Eragon finally gets around to asking about his injuries. Angela waffles about, saying he’s been out for a day and a half and that if she wasn’t around it would have taken him weeks to heal, if he’d even lived at all.
Alarmed, Eragon pushed the blankets off his torso and twisted around to feel his back. Angela caught his wrist with her small hand, worry reflected in her eyes. “Eragon . . . you have to understand, my power is not like yours or Arya’s. It depends on the use of herbs and potions. There are limits to what I can do, especially with such a large–”
He yanked his hand out of her grip and reached back, fingers groping. The skin on his back was smooth and warm, flawless. Hard muscles flexed under his fingertips as he moved. He slid his hand toward the base of his neck and unexpectedly felt a hard bump about a half-inch wide. He followed it down his back with growing horror. Durza’s blow had left him with a huge, ropy scar, stretching from his right shoulder to the opposite hip.
Pity showed on Arya’s face as she murmured, “You have paid a terrible price for your deed, Eragon Shadeslayer.”
Murtagh laughed harshly. “Yes. Now you’re just like me.”
Why is Murtagh being such an asshole? He’s supposed to be Eragon’s friend, and you’d think he’d have some empathy considering he has the same kind of injury, but no, apparently he’s got to be a jerk about the whole thing.
Dismay filled Eragon, and he closed his eyes. He was disfigured. Then he remembered something from when he was unconscious . . . a figure in white who had helped him. A cripple who was whole – Togira Ikonoka.
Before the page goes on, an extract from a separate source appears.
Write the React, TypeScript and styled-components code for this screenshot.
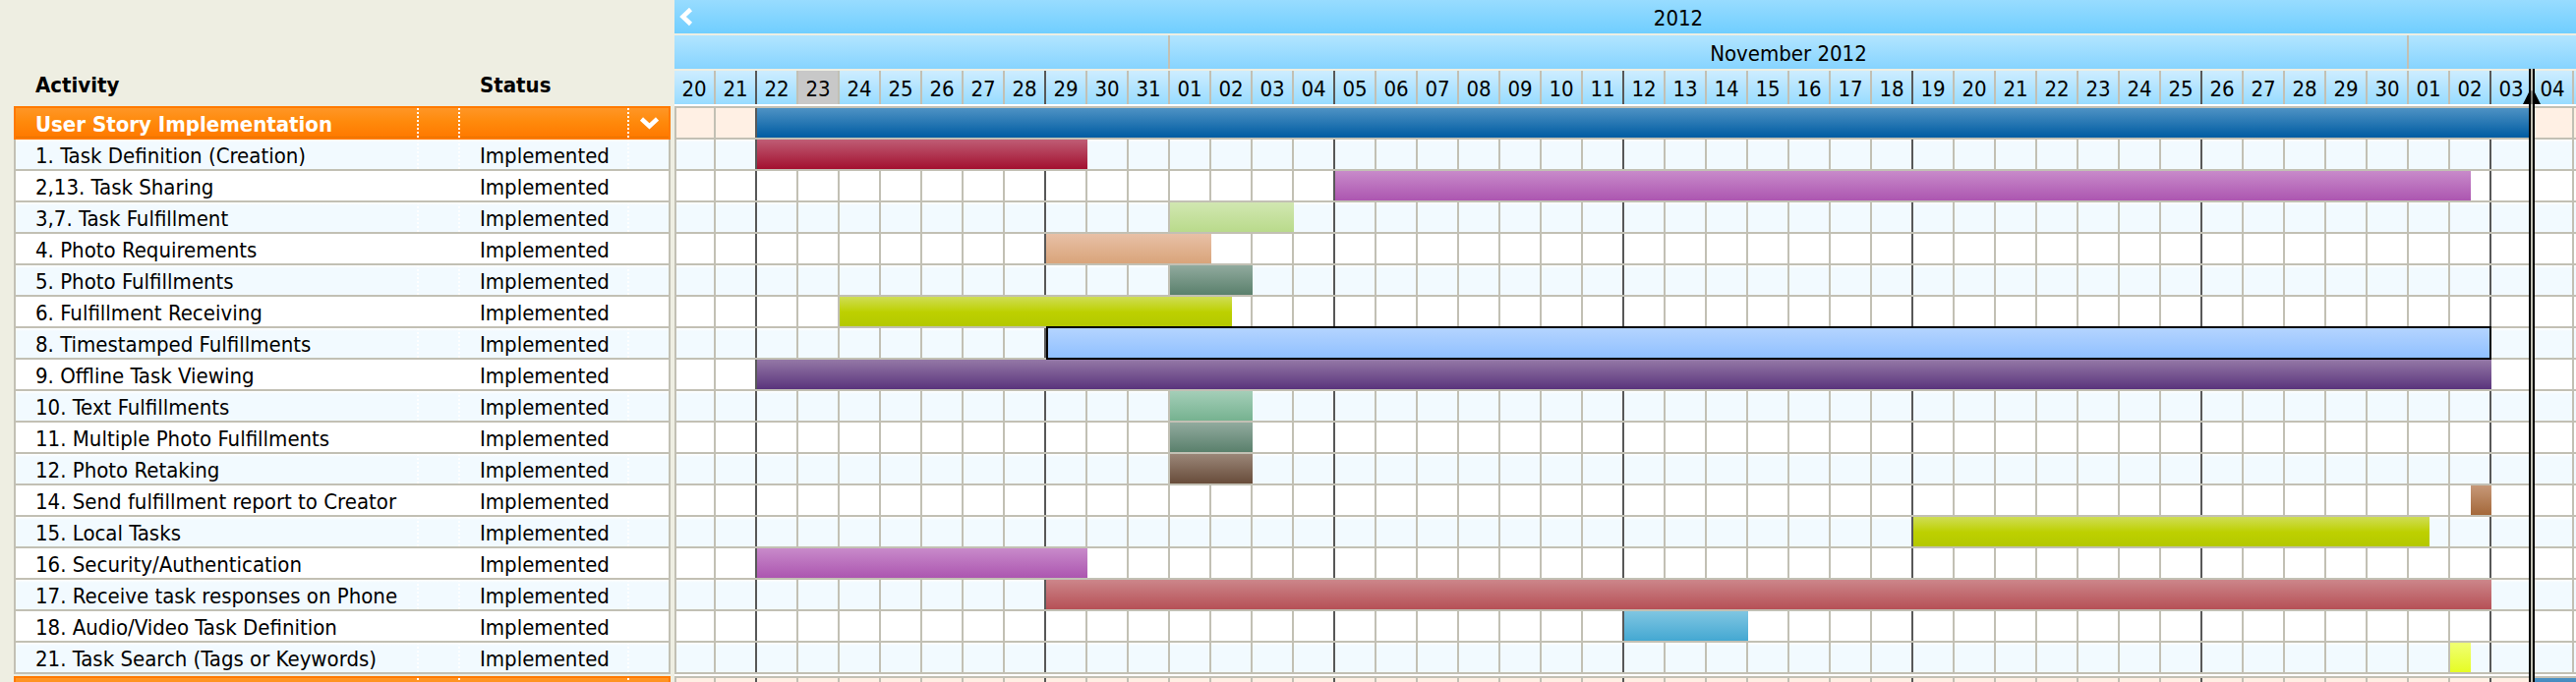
import React from 'react';
import styled, { createGlobalStyle } from 'styled-components';

const DAY = 42;
const LINE = '#c2c0b4';
const WEEK = '#585858';
const PAPER = '#eeeee2';
const GROUP = '#ff7a00';
const GROUP_FILL = 'linear-gradient(#ff9626, #ff8a0c 45%, #ff7a00 96%, #e87400 97%)';
const TINT_FILL = 'linear-gradient(#fff, #f2faff 3px)';

const Global = createGlobalStyle`
  * { box-sizing: border-box; }
  body {
    margin: 0;
    background: ${PAPER};
    color: #000;
    font: 22px/27px "DejaVu Sans Condensed", "DejaVu Sans", sans-serif;
    font-stretch: condensed;
  }
`;

const Page = styled.main`
  display: flex;
  align-items: flex-start;
  height: 100vh;
  overflow: hidden;
  padding-left: 14px;
`;

const Activities = styled.table`
  flex: none;
  width: 668px;
  margin-right: 4px;
  border-collapse: separate;
  border-spacing: 0;
  table-layout: fixed;
  td, th { padding: 0; text-align: left; white-space: nowrap; }
`;

const NameCol = styled.col`
  width: 410px;
`;

const GapCol = styled.col`
  width: 42px;
`;

const StatusCol = styled.col`
  width: 172px;
`;

const HeadCell = styled.th`
  height: 108px;
  vertical-align: bottom;
  font-weight: bold;
  && { padding: 0 0 8px 22px; }
`;

const GroupRow = styled.tr`
  height: 34px;
  color: #fff;
  font-weight: bold;
  td {
    background: ${GROUP_FILL};
    border: solid ${GROUP};
    border-width: 2px 0;
  }
  td:first-child { border-left-width: 2px; padding: 3px 0 0 20px; }
  td:last-child { border-right-width: 2px; }
  td + td {
    background-image: linear-gradient(#fff 50%, transparent 50%), ${GROUP_FILL};
    background-size: 2px 4px, 100% 100%;
    background-repeat: repeat-y, no-repeat;
  }
`;

const TaskRow = styled.tr<{ $tint: boolean }>`
  height: 32px;
  td {
    padding-top: 3px;
    background: ${p => (p.$tint ? TINT_FILL : '#fff')};
    border-bottom: 2px solid ${LINE};
  }
  td:first-child { border-left: 2px solid ${LINE}; padding-left: 20px; }
  td:nth-child(3) { padding-left: 22px; }
  td:last-child { border-right: 2px solid ${LINE}; }
  td + td {
    background-image: linear-gradient(#fff 50%, transparent 50%), ${p => (p.$tint ? TINT_FILL : 'none')};
    background-size: 2px 4px, 100% 100%;
    background-repeat: repeat-y, no-repeat;
  }
`;

const Spacer = styled.tr`
  height: 2px;
`;

const IconButton = styled.button<{ $wide?: boolean }>`
  display: flex;
  align-items: center;
  justify-content: center;
  width: ${p => (p.$wide ? 44 : 24)}px;
  height: 30px;
  padding: 0;
  border: 0;
  background: none;
  color: inherit;
  cursor: pointer;
`;

const Timeline = styled.section`
  position: relative;
  flex: 1;
  min-width: 0;
  overflow: hidden;
`;

const YearBar = styled.header`
  display: flex;
  align-items: center;
  height: 36px;
  background: linear-gradient(#98dcff, #70ceff);
  border-bottom: 2px solid ${PAPER};
`;

const YearLabel = styled.span`
  flex: 1;
  padding: 5px 0 2px 84px;
  text-align: center;
`;

const MonthBar = styled.div`
  display: flex;
  height: 36px;
  background: linear-gradient(#b2e5ff, #86d4ff);
  border-bottom: 2px solid ${PAPER};
`;

const Month = styled.div<{ $days: number }>`
  flex: none;
  width: ${p => p.$days * DAY}px;
  padding-top: 5px;
  border-right: 2px solid ${LINE};
  text-align: center;
`;

const DayBar = styled.div`
  display: flex;
  height: 36px;
  background: linear-gradient(#ceedff, #98dcff);
  border-bottom: 2px solid #fff;
`;

const Day = styled.div<{ $weekEnd: boolean; $today: boolean }>`
  flex: none;
  width: ${DAY}px;
  padding-top: 5px;
  background: ${p => (p.$today ? '#c8c8c8' : 'none')};
  border-right: 2px solid ${p => (p.$weekEnd ? WEEK : LINE)};
  text-align: center;
`;

const Lane = styled.div<{ $kind: 'group' | 'tint' | 'plain' }>`
  display: flex;
  height: ${p => (p.$kind === 'group' ? 34 : 32)}px;
  border: solid ${LINE};
  border-width: ${p => (p.$kind === 'group' ? 2 : 0)}px 0 2px 0;
  background:
    linear-gradient(90deg, transparent 82px, ${WEEK} 82px 84px, transparent 84px) 0 0 / 294px 100%,
    linear-gradient(90deg, transparent 40px, ${LINE} 40px) 0 0 / 42px 100%,
    ${p => ({ group: '#fff0e4', tint: TINT_FILL, plain: '#fff' })[p.$kind]};
  box-shadow: inset 2px 0 ${LINE};
`;

const Bar = styled.div<{ $from: number; $days: number; $fill: string; $selected?: boolean }>`
  flex: none;
  height: 30px;
  margin-left: ${p => p.$from * DAY}px;
  width: ${p => p.$days * DAY}px;
  background: linear-gradient(${p => p.$fill});
  ${p => p.$selected && `
    position: relative;
    height: 34px;
    margin-top: -2px;
    border: 2px solid #000;
  `}
`;

const Gap = styled.div`
  height: 2px;
  background: #fff;
`;

const Marker = styled.div`
  position: absolute;
  top: 70px;
  bottom: 0;
  left: ${45 * DAY - 4}px;
  width: 6px;
  background: ${LINE};
  border: solid #000;
  border-width: 0 2px;
`;

const MarkerArrow = styled.svg`
  position: absolute;
  top: 22px;
  left: -8px;
`;

const BLUE = '#4e92c4, #005ca2';
const LIME = '#cfdd55, #bdd000 52%, #b4c800';
const ORCHID = '#c88aca, #ac56b0';
const MOSS = '#91aa9e, #5a806c';

/* name, first day column, length in days, fill */
const tasks: [string, number, number, string][] = [
  ['1. Task Definition (Creation)', 2, 8, '#bf5d75, #a3102f'],
  ['2,13. Task Sharing', 16, 27.5, ORCHID],
  ['3,7. Task Fulfillment', 12, 3, '#d1e7b1, #b9da8b'],
  ['4. Photo Requirements', 9, 4, '#e8c0a6, #d9a47a'],
  ['5. Photo Fulfillments', 12, 2, MOSS],
  ['6. Fulfillment Receiving', 4, 9.5, LIME],
  ['8. Timestamped Fulfillments', 9, 35, '#b4d4ff, #90c0ff'],
  ['9. Offline Task Viewing', 2, 42, '#9478a6, #5a347c'],
  ['10. Text Fulfillments', 12, 2, '#a4ceb8, #76b290'],
  ['11. Multiple Photo Fulfillments', 12, 2, MOSS],
  ['12. Photo Retaking', 12, 2, '#9a8678, #684c3a'],
  ['14. Send fulfillment report to Creator', 43.5, 0.5, '#c69878, #a4683a'],
  ['15. Local Tasks', 30, 12.5, LIME],
  ['16. Security/Authentication', 2, 8, ORCHID],
  ['17. Receive task responses on Phone', 9, 35, '#cc868a, #b65056'],
  ['18. Audio/Video Task Definition', 23, 3, '#80c6e2, #44a8d2'],
  ['21. Task Search (Tags or Keywords)', 43, 0.5, '#f0ff74, #e6fc24'],
];

const days = Array.from({ length: 46 }, (_, i) => new Date(2012, 9, 20 + i).getDate());

const Chevron = ({ left }: { left?: boolean }) => (
  <svg width="20" height="20" viewBox="0 0 20 20" fill="none" stroke="#fff" strokeWidth="4.5" aria-hidden="true">
    <path d={left ? 'M14.5 2.5L6.5 10L14.5 17.5' : 'M2.5 6L10.5 13.5L18.5 6'} />
  </svg>
);

export default function App() {
  return (
    <>
      <Global />
      <Page>
        <Activities>
          <colgroup>
            <NameCol /><GapCol /><StatusCol /><col />
          </colgroup>
          <thead>
            <tr><HeadCell>Activity</HeadCell><th /><HeadCell>Status</HeadCell><th /></tr>
          </thead>
          <tbody>
            <GroupRow>
              <td>User Story Implementation</td><td /><td />
              <td><IconButton $wide aria-label="Collapse group"><Chevron /></IconButton></td>
            </GroupRow>
            {tasks.map(([name], i) => (
              <TaskRow key={name} $tint={i % 2 === 0}><td>{name}</td><td /><td>Implemented</td><td /></TaskRow>
            ))}
            <Spacer />
            <GroupRow><td /><td /><td /><td /></GroupRow>
          </tbody>
        </Activities>
        <Timeline>
          <YearBar>
            <IconButton aria-label="Earlier"><Chevron left /></IconButton>
            <YearLabel>2012</YearLabel>
          </YearBar>
          <MonthBar>
            <Month $days={12} /><Month $days={30}>November 2012</Month>
          </MonthBar>
          <DayBar>
            {days.map((d, i) => (
              <Day key={i} $weekEnd={i % 7 === 1} $today={i === 3}>{String(d).padStart(2, '0')}</Day>
            ))}
          </DayBar>
          <Lane $kind="group"><Bar $from={2} $days={43} $fill={BLUE} /></Lane>
          {tasks.map(([name, from, span, fill], i) => (
            <Lane key={name} $kind={i % 2 ? 'plain' : 'tint'}>
              <Bar $from={from} $days={span} $fill={fill} $selected={i === 6} />
            </Lane>
          ))}
          <Gap />
          <Lane $kind="group"><Bar $from={45} $days={2} $fill={BLUE} /></Lane>
          <Marker>
            <MarkerArrow width="18" height="14" viewBox="0 0 18 14" aria-hidden="true">
              <path d="M0 14L6 2V14ZM12 14V2L18 14Z" />
              <path d="M6 14V2L9 0L12 2V14Z" opacity="0.35" />
            </MarkerArrow>
          </Marker>
        </Timeline>
      </Page>
    </>
  );
}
We just found this out two pages ago! Do you honestly think your readers are so stupid they’ll forget what they read earlier in the chapter?
He had said, Think of what you have done and rejoice, for you have rid the land of a great evil. You have wrought a deed no one else could. Many are in your debt. . . .
Come to me, Eragon, for I have answers to all you ask.
A measure of peace and satisfaction consoled Eragon.
I will come.
And that’s the book. It actually comes across as a downer ending, since Eragon has been grievously injured, but at least they killed the Big Bad… who was kind of a let down, considering what little characterization he had came at the very end, and did little to make him an actual character worth caring about (as opposed to a boogeyman who pops up from time to time just to be scary and threatening).
But, hey, we’re done! I mean, there’s three more books in the series and they just get weirder from here, but we’re done with the first one! Rejoice!